*Exercise data:*
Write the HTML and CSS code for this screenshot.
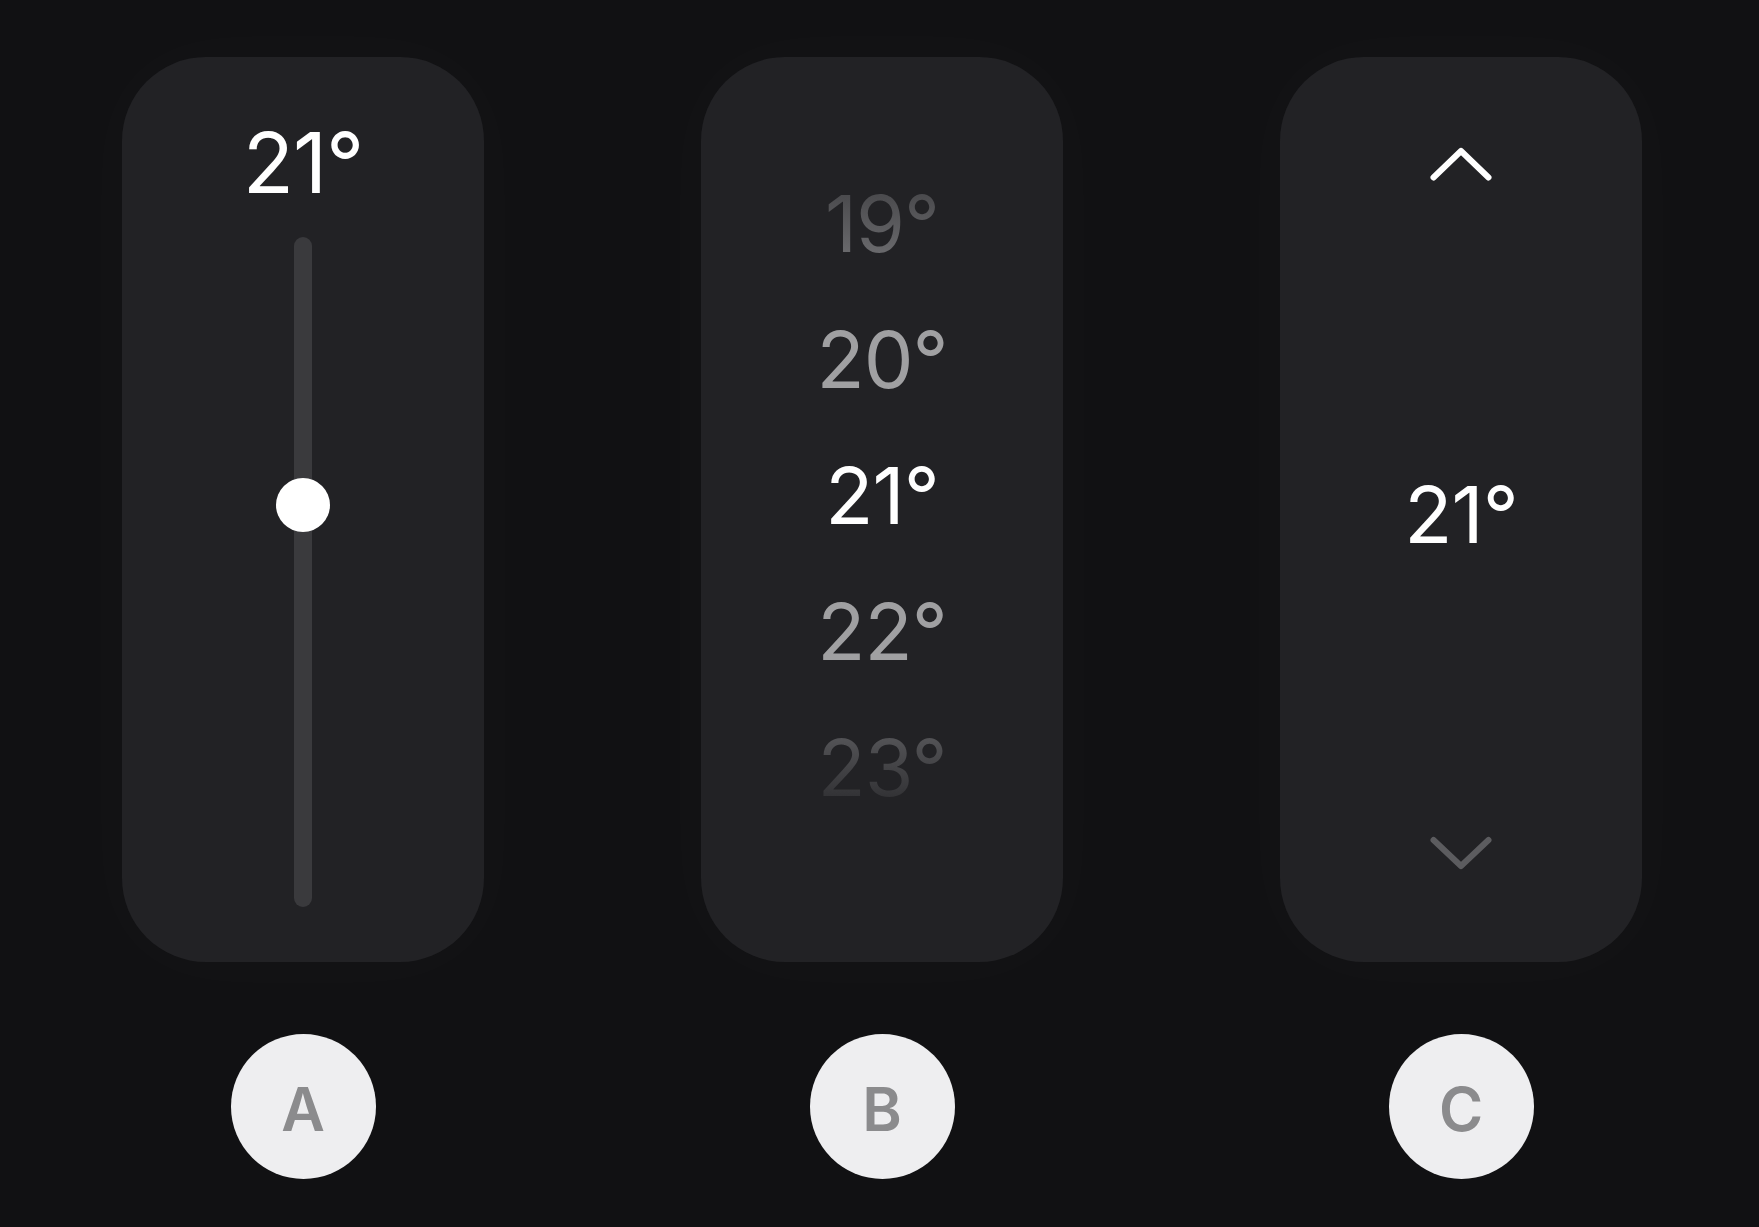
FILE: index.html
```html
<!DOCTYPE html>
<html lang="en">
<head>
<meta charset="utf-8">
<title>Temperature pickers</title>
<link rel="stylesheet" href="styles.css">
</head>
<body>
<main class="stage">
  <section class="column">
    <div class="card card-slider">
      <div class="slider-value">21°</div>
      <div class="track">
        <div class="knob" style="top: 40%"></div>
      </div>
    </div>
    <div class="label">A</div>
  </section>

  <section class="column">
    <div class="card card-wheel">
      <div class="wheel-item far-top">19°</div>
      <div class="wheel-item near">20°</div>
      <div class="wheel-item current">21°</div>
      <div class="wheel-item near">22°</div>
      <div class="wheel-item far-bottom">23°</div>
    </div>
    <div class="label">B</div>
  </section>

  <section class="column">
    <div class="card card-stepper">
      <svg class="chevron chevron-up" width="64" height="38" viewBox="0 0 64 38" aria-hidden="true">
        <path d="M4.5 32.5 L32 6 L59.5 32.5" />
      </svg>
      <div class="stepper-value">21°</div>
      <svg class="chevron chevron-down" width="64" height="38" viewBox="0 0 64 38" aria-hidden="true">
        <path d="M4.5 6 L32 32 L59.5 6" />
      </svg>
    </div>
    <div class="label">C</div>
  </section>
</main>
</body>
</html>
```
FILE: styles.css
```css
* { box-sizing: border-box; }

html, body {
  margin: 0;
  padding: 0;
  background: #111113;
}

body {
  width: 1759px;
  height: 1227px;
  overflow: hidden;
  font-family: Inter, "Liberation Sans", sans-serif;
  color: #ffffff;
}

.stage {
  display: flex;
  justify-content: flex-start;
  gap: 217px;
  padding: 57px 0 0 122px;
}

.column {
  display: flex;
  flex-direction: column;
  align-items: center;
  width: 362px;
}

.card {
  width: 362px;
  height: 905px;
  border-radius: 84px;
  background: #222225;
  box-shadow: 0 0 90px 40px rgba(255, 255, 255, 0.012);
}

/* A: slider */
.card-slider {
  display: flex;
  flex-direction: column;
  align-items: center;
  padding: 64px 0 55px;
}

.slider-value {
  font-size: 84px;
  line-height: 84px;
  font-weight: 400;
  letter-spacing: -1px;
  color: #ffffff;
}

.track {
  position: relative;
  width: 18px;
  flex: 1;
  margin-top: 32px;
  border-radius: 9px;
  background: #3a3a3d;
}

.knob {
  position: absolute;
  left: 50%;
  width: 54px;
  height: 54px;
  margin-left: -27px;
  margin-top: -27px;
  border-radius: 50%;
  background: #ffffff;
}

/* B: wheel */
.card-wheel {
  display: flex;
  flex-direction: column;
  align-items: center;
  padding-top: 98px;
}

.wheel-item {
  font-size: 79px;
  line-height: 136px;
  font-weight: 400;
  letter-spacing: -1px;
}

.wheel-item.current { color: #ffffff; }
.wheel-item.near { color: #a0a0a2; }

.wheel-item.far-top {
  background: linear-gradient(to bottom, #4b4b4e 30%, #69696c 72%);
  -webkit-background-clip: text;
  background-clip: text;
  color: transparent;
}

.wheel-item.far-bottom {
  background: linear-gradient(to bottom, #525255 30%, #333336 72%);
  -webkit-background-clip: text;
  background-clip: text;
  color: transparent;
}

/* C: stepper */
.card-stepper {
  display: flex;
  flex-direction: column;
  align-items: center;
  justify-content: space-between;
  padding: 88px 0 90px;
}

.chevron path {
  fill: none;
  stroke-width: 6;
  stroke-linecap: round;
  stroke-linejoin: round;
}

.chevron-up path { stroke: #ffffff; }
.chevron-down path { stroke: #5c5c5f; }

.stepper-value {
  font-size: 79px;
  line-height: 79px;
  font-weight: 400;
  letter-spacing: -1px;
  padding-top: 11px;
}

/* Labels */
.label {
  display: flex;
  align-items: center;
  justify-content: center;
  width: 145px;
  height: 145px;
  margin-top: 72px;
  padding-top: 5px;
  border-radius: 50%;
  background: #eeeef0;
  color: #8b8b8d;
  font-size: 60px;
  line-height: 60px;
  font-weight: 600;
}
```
...
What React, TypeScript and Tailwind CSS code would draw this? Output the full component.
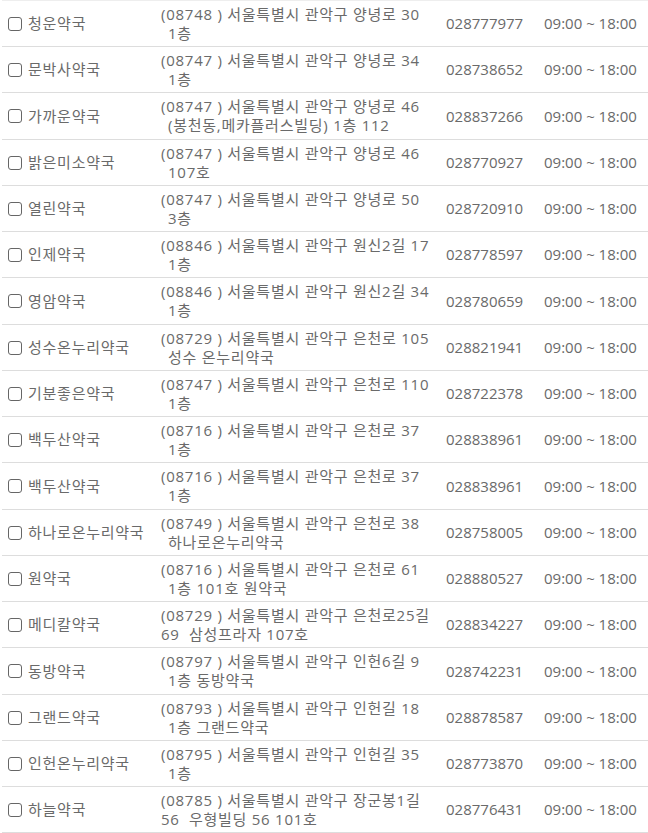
==
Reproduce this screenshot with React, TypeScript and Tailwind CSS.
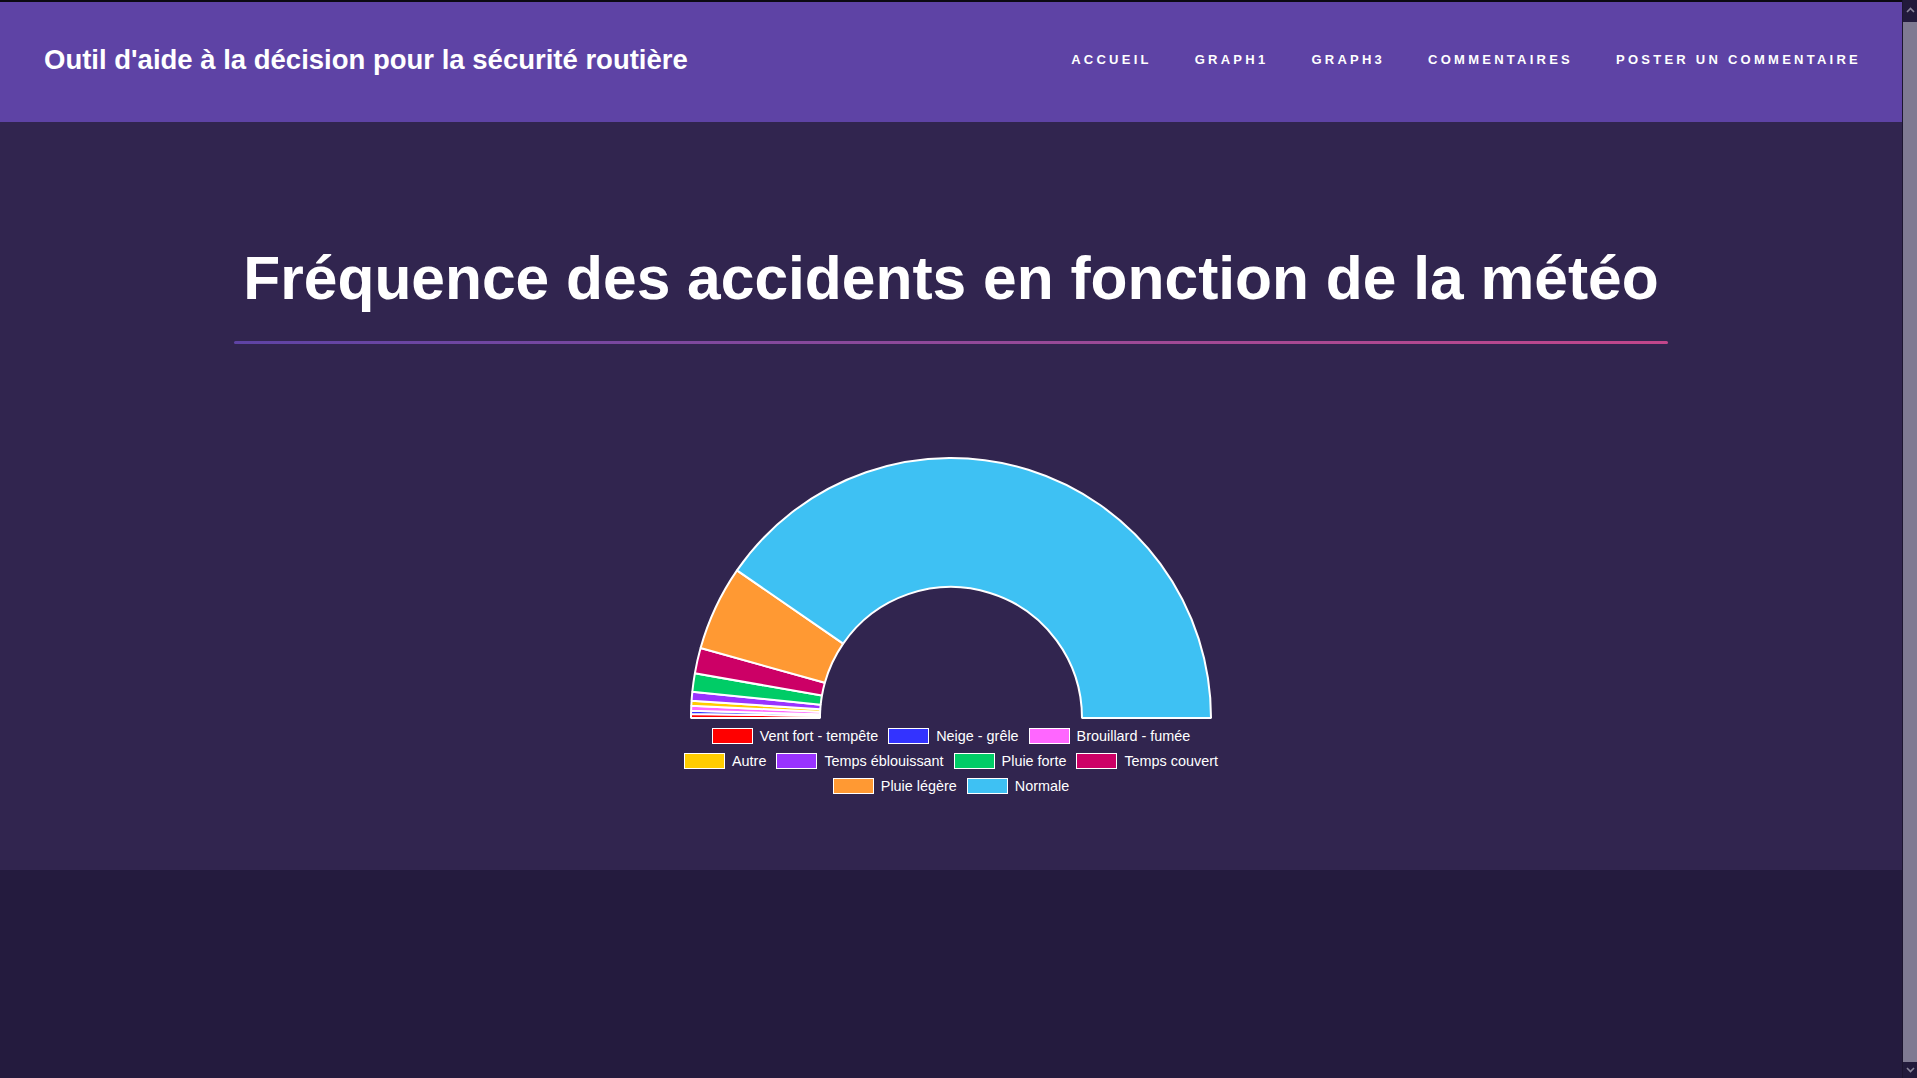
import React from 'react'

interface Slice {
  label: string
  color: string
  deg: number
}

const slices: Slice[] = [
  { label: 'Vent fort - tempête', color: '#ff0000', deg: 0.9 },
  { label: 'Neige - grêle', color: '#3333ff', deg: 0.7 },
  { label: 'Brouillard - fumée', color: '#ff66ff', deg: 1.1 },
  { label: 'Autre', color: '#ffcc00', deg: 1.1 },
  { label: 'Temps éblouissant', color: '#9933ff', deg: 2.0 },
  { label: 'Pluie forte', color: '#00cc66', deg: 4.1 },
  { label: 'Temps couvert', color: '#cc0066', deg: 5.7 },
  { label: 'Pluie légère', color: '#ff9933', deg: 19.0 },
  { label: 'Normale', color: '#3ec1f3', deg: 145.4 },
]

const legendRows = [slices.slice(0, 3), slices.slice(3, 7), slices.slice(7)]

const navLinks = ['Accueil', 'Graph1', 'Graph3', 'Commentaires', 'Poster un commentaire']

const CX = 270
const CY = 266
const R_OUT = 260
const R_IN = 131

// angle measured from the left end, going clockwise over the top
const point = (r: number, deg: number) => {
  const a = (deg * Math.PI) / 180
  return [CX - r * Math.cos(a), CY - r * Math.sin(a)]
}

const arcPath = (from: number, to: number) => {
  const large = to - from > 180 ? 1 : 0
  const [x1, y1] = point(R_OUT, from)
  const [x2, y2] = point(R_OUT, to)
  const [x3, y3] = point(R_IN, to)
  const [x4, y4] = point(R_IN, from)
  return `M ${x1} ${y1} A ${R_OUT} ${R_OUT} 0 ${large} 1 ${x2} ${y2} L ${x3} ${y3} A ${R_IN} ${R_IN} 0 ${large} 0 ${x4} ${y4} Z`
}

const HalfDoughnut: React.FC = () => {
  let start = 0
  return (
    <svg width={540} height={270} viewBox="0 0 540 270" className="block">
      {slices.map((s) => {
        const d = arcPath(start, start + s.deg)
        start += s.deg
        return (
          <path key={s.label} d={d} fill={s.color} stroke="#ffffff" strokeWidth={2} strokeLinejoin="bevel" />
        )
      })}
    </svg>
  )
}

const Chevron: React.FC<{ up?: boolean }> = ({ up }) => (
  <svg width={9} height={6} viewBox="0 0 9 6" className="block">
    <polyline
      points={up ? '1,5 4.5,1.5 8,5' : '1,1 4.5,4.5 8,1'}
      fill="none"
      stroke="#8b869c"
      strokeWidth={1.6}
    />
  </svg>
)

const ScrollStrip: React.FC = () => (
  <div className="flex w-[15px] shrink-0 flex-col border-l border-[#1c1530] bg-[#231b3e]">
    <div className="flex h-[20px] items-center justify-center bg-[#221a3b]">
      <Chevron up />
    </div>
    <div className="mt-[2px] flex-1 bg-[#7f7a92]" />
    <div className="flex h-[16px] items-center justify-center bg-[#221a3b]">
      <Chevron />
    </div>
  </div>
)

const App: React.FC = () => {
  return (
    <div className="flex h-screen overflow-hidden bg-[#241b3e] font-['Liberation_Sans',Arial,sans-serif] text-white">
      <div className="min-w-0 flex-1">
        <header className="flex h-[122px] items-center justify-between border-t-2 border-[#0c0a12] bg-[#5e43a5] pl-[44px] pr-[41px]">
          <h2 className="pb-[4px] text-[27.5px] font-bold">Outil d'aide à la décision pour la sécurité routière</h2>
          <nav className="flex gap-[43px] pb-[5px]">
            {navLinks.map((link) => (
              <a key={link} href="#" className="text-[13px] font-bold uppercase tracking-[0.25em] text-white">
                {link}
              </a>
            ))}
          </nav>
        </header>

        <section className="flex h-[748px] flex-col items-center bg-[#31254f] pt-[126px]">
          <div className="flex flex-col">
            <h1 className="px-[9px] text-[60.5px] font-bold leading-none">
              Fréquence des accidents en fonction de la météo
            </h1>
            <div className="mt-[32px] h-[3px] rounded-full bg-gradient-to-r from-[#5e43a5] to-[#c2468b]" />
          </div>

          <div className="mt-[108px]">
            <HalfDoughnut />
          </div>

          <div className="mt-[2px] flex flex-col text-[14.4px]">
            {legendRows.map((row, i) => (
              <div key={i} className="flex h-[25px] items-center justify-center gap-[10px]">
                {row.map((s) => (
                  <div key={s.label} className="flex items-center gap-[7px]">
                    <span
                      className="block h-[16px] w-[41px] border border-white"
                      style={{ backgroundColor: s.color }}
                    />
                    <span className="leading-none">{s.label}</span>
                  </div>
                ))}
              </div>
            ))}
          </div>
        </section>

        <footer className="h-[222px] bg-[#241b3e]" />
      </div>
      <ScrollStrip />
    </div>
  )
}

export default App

*Your objective:* Pull out every line above that holds the word "Tailwind".

*Written response:*
What React, TypeScript and Tailwind CSS code would draw this? Output the full component.
Reproduce this screenshot with React, TypeScript and Tailwind CSS.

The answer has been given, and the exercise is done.